Which lines contain the word "with"? Return each of them as written.

======== Input ========

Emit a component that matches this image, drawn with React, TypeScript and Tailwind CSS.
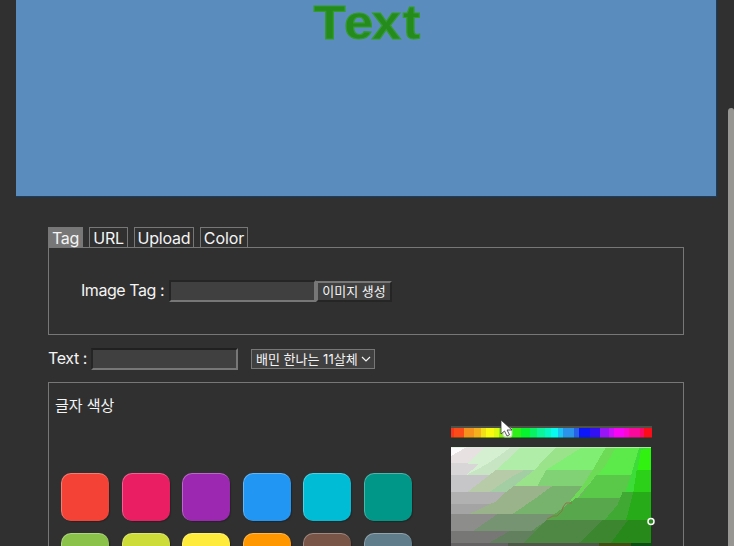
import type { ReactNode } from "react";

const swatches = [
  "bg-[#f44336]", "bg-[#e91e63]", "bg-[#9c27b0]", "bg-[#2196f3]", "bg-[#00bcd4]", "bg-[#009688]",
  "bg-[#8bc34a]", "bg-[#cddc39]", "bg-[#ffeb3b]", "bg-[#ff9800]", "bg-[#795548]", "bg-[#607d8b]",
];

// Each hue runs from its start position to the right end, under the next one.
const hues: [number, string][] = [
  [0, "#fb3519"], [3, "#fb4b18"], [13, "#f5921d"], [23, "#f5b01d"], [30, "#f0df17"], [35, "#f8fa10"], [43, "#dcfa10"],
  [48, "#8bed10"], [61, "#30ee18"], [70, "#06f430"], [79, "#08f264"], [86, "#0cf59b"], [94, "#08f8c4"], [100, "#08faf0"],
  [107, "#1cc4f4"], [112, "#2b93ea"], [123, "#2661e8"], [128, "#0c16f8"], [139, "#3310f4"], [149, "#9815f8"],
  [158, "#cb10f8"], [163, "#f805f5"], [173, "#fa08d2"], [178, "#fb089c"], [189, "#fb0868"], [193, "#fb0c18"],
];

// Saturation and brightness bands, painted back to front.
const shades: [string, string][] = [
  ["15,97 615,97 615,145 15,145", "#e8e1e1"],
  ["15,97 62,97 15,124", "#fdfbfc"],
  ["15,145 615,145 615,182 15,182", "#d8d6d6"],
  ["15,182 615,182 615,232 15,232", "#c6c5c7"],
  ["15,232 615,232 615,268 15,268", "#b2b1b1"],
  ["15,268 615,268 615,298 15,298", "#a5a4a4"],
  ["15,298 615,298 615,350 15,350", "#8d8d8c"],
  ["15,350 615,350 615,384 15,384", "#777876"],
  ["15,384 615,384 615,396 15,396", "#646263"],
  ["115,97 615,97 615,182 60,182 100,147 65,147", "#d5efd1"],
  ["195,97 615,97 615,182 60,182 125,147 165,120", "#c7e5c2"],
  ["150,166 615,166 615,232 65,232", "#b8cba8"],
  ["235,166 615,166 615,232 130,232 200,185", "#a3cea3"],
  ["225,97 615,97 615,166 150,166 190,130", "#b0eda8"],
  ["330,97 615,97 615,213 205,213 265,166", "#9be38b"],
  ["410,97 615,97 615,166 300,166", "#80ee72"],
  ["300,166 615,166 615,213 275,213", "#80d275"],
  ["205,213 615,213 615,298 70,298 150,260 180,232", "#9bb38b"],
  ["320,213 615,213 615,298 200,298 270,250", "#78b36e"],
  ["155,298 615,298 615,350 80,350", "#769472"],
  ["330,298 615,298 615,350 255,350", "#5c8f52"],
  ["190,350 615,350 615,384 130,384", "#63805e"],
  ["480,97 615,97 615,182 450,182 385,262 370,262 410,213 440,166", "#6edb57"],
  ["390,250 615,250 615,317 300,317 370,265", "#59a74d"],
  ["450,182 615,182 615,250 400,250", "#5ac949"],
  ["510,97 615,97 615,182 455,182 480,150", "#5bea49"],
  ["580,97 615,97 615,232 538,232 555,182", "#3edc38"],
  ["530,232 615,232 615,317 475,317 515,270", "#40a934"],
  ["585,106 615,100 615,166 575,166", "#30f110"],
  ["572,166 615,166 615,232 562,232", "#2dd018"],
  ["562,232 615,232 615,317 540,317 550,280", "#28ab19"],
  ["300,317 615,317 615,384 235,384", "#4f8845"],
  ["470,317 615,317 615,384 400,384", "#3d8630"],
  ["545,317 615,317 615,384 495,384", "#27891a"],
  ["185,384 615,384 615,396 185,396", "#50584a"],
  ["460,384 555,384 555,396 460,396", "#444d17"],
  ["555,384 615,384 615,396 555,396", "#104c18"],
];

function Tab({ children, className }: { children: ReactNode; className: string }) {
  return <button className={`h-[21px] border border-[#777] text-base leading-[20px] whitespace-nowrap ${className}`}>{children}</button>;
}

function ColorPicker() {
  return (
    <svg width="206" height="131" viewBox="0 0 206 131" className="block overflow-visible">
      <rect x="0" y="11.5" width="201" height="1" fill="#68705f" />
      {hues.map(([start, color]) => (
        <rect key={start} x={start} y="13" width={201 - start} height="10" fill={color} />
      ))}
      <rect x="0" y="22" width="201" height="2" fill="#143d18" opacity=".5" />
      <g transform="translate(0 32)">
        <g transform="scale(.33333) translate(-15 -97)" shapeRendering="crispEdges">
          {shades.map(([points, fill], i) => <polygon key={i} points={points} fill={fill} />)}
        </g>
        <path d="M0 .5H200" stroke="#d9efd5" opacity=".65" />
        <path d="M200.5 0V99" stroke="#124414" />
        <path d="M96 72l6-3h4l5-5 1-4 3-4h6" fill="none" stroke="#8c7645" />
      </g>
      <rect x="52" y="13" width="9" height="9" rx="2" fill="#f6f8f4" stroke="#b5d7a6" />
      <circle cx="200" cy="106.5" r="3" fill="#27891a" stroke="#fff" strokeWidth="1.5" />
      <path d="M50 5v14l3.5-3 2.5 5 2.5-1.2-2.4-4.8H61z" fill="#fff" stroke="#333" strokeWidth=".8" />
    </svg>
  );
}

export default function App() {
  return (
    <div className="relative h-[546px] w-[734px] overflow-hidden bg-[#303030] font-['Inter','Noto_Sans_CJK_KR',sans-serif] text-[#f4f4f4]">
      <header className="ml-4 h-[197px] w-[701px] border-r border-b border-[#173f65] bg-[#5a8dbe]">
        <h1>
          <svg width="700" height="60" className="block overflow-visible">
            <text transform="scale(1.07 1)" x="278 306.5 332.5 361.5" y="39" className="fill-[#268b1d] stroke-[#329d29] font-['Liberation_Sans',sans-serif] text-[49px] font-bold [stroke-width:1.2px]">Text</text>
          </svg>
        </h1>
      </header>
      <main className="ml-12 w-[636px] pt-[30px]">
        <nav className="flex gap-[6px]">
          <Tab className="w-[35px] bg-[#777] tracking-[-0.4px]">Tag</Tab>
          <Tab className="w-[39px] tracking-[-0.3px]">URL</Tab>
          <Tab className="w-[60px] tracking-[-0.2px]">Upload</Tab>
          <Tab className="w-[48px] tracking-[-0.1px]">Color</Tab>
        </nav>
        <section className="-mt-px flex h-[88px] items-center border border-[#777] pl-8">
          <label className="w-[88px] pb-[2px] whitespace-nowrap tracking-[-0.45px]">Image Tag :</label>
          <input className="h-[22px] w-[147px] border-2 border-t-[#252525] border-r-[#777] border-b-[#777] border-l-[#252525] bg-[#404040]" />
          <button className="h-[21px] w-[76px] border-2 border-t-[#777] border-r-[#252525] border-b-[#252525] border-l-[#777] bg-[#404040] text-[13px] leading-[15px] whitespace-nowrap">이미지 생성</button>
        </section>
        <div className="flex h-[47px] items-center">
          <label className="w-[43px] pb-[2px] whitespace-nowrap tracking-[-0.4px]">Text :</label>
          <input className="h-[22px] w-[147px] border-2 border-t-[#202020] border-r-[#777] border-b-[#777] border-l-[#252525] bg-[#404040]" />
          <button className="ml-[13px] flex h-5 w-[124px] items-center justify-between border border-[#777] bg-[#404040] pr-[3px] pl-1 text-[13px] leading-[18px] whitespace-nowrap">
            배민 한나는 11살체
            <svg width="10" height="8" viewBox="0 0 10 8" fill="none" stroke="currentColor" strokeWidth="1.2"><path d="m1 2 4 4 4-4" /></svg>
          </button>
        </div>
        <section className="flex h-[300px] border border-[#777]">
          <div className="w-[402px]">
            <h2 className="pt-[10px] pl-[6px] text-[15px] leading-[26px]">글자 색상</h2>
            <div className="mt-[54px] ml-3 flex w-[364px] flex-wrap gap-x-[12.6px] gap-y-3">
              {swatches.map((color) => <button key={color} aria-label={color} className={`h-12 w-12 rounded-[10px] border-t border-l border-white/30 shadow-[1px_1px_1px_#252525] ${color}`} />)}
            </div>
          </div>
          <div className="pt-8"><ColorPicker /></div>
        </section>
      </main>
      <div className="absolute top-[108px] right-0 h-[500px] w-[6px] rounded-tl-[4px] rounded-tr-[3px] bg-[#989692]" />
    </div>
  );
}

========
======== Input ========

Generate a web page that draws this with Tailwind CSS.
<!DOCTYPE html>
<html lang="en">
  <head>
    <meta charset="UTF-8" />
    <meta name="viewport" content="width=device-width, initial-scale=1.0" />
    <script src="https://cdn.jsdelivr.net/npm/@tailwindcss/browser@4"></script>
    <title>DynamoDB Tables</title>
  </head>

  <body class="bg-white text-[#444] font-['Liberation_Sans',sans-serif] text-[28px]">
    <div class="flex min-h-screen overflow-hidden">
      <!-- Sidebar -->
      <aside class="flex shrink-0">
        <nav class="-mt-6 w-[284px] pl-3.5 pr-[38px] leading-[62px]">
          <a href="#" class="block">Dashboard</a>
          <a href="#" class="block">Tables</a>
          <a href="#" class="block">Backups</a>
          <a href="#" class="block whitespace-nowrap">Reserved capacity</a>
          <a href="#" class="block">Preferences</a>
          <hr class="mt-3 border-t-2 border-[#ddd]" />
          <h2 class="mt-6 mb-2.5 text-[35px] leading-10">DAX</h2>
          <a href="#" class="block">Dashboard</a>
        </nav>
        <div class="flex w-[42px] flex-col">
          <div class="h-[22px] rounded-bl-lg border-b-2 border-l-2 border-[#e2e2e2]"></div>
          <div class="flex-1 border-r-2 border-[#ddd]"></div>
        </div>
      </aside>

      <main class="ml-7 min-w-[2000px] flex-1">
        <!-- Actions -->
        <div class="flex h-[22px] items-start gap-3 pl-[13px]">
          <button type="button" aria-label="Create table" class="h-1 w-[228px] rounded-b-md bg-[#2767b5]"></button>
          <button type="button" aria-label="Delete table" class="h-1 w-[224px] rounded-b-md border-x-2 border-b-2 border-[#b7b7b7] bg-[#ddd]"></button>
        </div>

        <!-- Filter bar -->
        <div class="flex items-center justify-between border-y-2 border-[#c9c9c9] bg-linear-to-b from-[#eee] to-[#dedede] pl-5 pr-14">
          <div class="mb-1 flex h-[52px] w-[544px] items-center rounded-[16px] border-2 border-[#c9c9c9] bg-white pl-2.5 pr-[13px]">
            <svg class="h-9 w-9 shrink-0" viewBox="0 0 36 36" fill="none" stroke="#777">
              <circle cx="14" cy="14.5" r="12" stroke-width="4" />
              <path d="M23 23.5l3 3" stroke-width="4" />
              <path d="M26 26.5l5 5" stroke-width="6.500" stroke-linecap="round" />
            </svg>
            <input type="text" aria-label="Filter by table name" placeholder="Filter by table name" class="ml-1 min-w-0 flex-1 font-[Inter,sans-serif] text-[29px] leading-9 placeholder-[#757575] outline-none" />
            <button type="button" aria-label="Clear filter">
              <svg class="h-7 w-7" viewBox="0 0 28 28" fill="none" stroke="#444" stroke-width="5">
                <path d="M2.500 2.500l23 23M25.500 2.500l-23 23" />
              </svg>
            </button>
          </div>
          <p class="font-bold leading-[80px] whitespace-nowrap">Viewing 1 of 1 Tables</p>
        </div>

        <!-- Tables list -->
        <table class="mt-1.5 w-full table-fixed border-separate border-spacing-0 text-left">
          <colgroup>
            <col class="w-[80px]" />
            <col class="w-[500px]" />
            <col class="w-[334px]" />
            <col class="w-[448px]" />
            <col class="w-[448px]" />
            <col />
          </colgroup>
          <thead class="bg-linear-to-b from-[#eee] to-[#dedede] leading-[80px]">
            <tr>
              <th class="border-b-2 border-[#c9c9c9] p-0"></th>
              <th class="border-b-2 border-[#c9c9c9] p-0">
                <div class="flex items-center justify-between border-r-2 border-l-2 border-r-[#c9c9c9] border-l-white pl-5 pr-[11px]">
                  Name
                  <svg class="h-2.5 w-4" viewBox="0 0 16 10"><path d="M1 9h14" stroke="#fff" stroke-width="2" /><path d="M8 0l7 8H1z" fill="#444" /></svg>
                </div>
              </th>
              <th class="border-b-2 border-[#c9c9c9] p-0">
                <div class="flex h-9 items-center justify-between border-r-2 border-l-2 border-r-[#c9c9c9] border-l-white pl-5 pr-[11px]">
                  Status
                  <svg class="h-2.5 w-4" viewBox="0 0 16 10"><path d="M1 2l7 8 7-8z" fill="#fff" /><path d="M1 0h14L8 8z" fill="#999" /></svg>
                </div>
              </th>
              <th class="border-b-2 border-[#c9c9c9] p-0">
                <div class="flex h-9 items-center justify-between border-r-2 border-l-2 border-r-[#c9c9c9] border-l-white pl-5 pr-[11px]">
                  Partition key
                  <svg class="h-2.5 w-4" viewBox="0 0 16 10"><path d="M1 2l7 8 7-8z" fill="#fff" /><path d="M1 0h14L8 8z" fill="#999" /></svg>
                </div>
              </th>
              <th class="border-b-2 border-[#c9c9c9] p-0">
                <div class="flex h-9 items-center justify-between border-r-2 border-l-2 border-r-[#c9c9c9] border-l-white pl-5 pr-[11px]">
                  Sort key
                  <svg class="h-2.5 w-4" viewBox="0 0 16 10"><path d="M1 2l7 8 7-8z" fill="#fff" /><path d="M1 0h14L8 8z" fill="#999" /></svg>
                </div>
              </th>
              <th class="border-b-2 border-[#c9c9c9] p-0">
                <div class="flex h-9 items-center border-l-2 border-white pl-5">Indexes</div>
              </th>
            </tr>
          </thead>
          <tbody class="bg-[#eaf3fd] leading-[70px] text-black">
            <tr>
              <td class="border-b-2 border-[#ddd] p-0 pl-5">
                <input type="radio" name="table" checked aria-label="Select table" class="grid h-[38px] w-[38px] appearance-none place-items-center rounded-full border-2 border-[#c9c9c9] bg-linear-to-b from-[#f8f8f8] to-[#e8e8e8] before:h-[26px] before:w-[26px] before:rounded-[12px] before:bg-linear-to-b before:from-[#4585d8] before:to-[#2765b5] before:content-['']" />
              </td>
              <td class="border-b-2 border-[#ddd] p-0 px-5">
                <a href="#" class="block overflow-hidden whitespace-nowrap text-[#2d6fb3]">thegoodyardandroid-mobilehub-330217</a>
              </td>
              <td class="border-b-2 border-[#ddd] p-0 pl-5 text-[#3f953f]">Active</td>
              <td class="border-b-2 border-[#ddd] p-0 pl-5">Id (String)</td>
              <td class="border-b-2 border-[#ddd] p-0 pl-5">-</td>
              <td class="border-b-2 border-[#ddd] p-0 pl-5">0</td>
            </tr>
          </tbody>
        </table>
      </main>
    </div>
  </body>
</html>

========

• [Response]:
Emit a component that matches this image, drawn with React, TypeScript and Tailwind CSS.
Generate a web page that draws this with Tailwind CSS.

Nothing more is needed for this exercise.